Start of Dataset extract
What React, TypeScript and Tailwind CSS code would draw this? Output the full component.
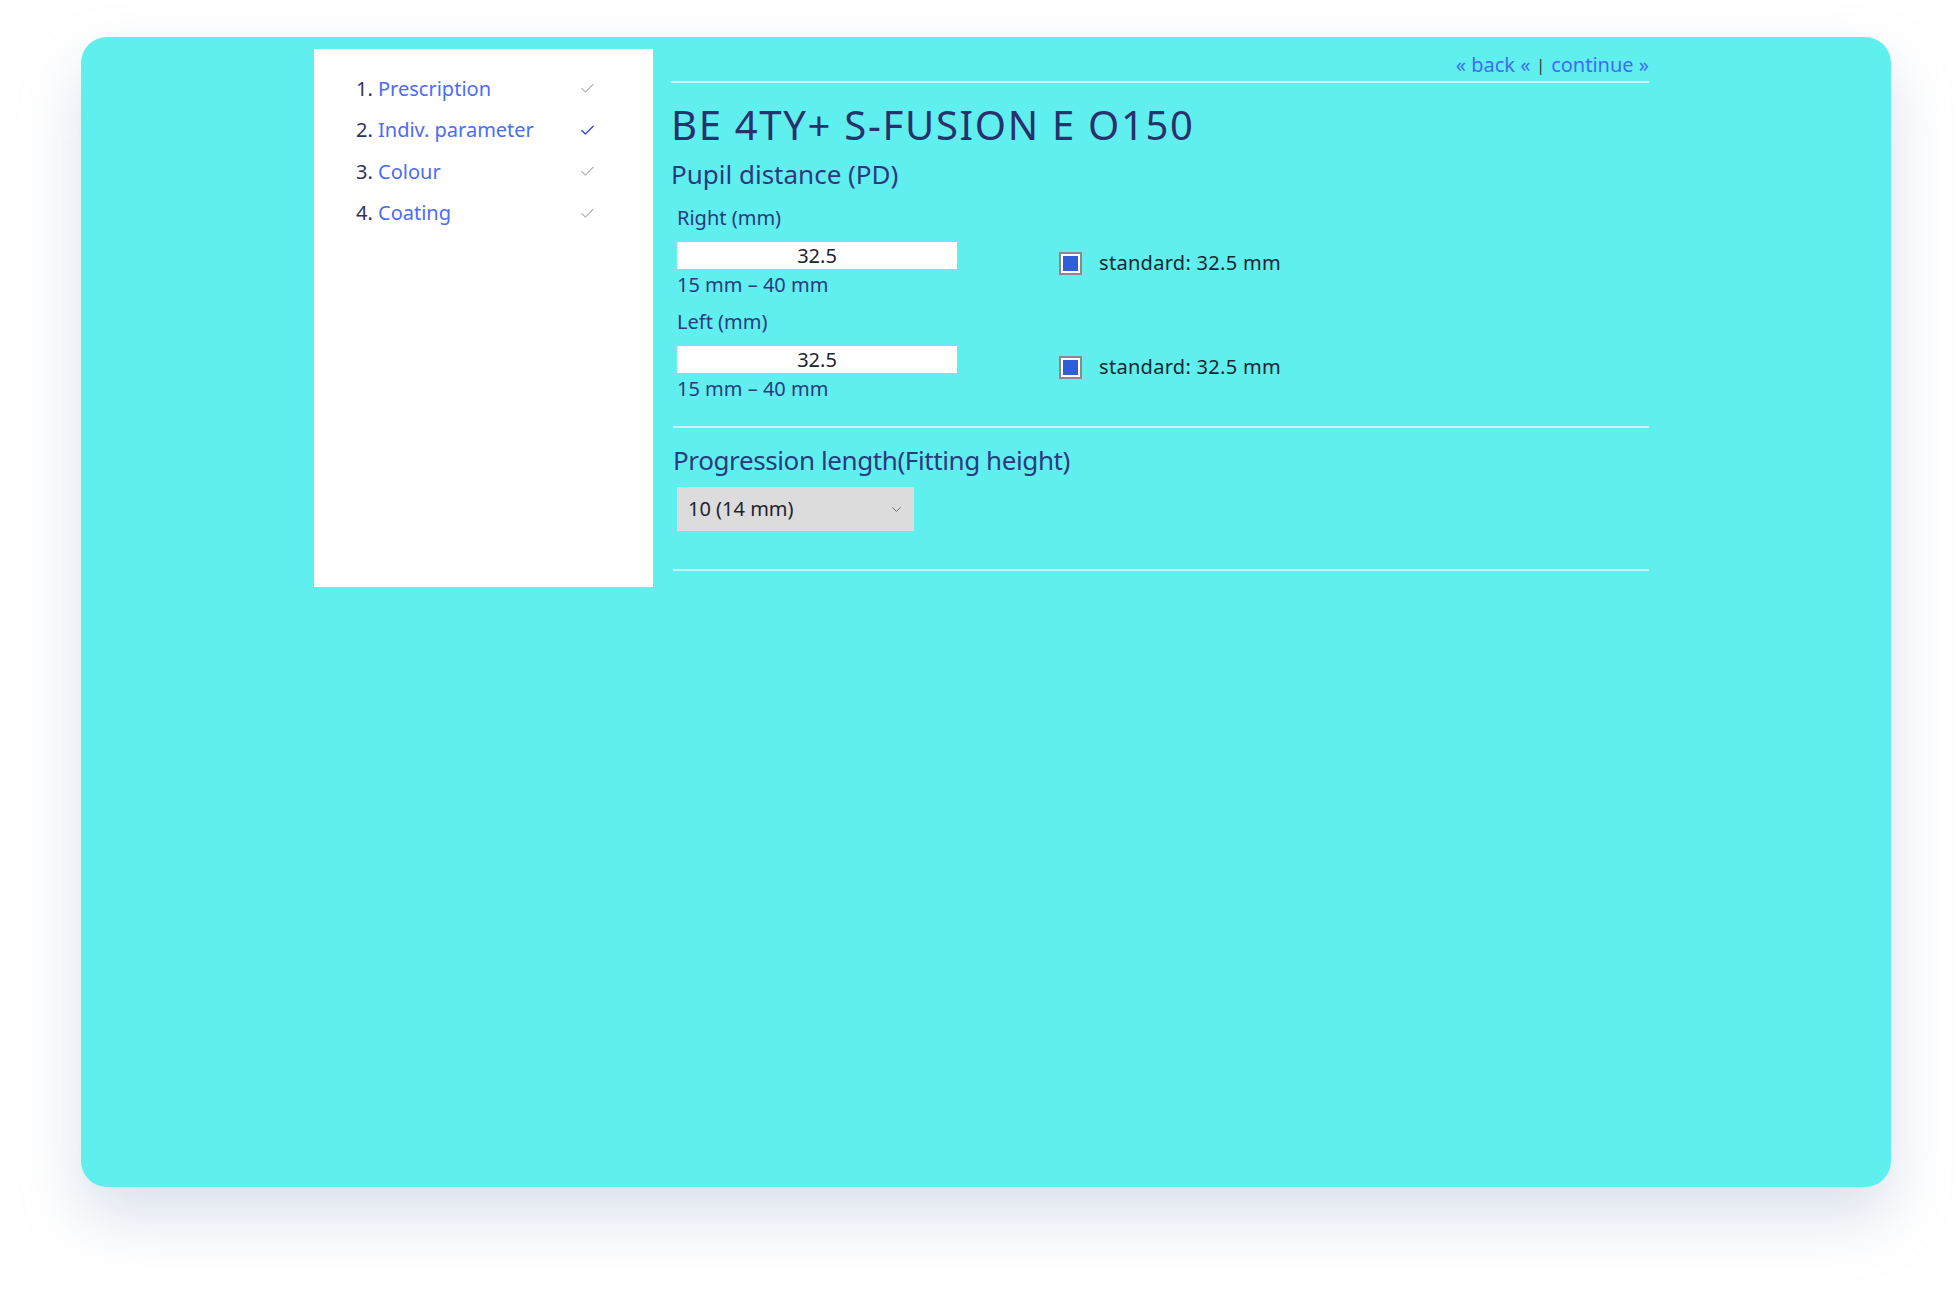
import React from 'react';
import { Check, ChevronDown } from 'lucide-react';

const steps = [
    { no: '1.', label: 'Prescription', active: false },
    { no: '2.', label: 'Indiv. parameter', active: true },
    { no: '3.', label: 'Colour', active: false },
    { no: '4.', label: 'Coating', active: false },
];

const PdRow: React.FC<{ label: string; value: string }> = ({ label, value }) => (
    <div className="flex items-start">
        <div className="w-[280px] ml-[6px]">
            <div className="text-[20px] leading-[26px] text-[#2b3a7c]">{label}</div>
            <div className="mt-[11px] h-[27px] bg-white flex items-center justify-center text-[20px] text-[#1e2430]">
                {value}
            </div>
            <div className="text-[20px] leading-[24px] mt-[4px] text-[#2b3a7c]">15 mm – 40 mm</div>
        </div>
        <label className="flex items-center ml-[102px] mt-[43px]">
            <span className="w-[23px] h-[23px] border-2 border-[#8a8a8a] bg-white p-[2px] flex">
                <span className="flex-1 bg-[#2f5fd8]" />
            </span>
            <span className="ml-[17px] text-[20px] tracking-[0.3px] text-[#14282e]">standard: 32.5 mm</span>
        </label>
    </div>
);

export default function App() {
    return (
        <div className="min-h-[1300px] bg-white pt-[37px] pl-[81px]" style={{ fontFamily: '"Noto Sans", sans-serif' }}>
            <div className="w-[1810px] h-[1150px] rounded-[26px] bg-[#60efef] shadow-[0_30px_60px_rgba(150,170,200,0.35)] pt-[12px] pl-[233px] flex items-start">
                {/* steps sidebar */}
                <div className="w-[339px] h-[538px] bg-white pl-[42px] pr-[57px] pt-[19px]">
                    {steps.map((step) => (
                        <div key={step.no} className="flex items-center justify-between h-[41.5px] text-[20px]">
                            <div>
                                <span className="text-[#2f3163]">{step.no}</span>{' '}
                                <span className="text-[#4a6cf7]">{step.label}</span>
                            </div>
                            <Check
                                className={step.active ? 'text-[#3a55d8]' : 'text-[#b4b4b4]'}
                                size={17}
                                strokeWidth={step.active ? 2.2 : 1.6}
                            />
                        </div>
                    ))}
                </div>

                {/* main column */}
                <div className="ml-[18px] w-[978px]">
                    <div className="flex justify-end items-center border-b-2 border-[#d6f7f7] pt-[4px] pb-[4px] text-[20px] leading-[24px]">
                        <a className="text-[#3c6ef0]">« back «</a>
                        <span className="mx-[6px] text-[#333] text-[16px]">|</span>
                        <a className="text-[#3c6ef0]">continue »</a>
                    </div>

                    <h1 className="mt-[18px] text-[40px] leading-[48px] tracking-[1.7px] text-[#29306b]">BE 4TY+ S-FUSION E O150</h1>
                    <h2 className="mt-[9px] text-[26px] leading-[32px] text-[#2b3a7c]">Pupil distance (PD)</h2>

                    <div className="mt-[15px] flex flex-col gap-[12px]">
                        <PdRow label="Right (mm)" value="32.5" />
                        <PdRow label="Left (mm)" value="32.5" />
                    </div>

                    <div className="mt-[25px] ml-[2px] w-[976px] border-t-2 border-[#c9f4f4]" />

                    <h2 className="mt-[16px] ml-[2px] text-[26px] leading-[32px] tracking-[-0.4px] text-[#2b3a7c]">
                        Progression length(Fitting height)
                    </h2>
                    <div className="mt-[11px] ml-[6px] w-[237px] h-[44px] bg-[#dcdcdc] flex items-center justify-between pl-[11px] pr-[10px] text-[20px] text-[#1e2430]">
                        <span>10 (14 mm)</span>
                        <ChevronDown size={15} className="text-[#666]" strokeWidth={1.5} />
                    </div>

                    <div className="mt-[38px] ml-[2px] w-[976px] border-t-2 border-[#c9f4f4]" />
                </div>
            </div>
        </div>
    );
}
End of Dataset extract
◆ The request ◆
Write the listing above out again exactly, dropping each image.

◆ Task output ◆
What React, TypeScript and Tailwind CSS code would draw this? Output the full component.
import React from 'react';
import { Check, ChevronDown } from 'lucide-react';

const steps = [
    { no: '1.', label: 'Prescription', active: false },
    { no: '2.', label: 'Indiv. parameter', active: true },
    { no: '3.', label: 'Colour', active: false },
    { no: '4.', label: 'Coating', active: false },
];

const PdRow: React.FC<{ label: string; value: string }> = ({ label, value }) => (
    <div className="flex items-start">
        <div className="w-[280px] ml-[6px]">
            <div className="text-[20px] leading-[26px] text-[#2b3a7c]">{label}</div>
            <div className="mt-[11px] h-[27px] bg-white flex items-center justify-center text-[20px] text-[#1e2430]">
                {value}
            </div>
            <div className="text-[20px] leading-[24px] mt-[4px] text-[#2b3a7c]">15 mm – 40 mm</div>
        </div>
        <label className="flex items-center ml-[102px] mt-[43px]">
            <span className="w-[23px] h-[23px] border-2 border-[#8a8a8a] bg-white p-[2px] flex">
                <span className="flex-1 bg-[#2f5fd8]" />
            </span>
            <span className="ml-[17px] text-[20px] tracking-[0.3px] text-[#14282e]">standard: 32.5 mm</span>
        </label>
    </div>
);

export default function App() {
    return (
        <div className="min-h-[1300px] bg-white pt-[37px] pl-[81px]" style={{ fontFamily: '"Noto Sans", sans-serif' }}>
            <div className="w-[1810px] h-[1150px] rounded-[26px] bg-[#60efef] shadow-[0_30px_60px_rgba(150,170,200,0.35)] pt-[12px] pl-[233px] flex items-start">
                {/* steps sidebar */}
                <div className="w-[339px] h-[538px] bg-white pl-[42px] pr-[57px] pt-[19px]">
                    {steps.map((step) => (
                        <div key={step.no} className="flex items-center justify-between h-[41.5px] text-[20px]">
                            <div>
                                <span className="text-[#2f3163]">{step.no}</span>{' '}
                                <span className="text-[#4a6cf7]">{step.label}</span>
                            </div>
                            <Check
                                className={step.active ? 'text-[#3a55d8]' : 'text-[#b4b4b4]'}
                                size={17}
                                strokeWidth={step.active ? 2.2 : 1.6}
                            />
                        </div>
                    ))}
                </div>

                {/* main column */}
                <div className="ml-[18px] w-[978px]">
                    <div className="flex justify-end items-center border-b-2 border-[#d6f7f7] pt-[4px] pb-[4px] text-[20px] leading-[24px]">
                        <a className="text-[#3c6ef0]">« back «</a>
                        <span className="mx-[6px] text-[#333] text-[16px]">|</span>
                        <a className="text-[#3c6ef0]">continue »</a>
                    </div>

                    <h1 className="mt-[18px] text-[40px] leading-[48px] tracking-[1.7px] text-[#29306b]">BE 4TY+ S-FUSION E O150</h1>
                    <h2 className="mt-[9px] text-[26px] leading-[32px] text-[#2b3a7c]">Pupil distance (PD)</h2>

                    <div className="mt-[15px] flex flex-col gap-[12px]">
                        <PdRow label="Right (mm)" value="32.5" />
                        <PdRow label="Left (mm)" value="32.5" />
                    </div>

                    <div className="mt-[25px] ml-[2px] w-[976px] border-t-2 border-[#c9f4f4]" />

                    <h2 className="mt-[16px] ml-[2px] text-[26px] leading-[32px] tracking-[-0.4px] text-[#2b3a7c]">
                        Progression length(Fitting height)
                    </h2>
                    <div className="mt-[11px] ml-[6px] w-[237px] h-[44px] bg-[#dcdcdc] flex items-center justify-between pl-[11px] pr-[10px] text-[20px] text-[#1e2430]">
                        <span>10 (14 mm)</span>
                        <ChevronDown size={15} className="text-[#666]" strokeWidth={1.5} />
                    </div>

                    <div className="mt-[38px] ml-[2px] w-[976px] border-t-2 border-[#c9f4f4]" />
                </div>
            </div>
        </div>
    );
}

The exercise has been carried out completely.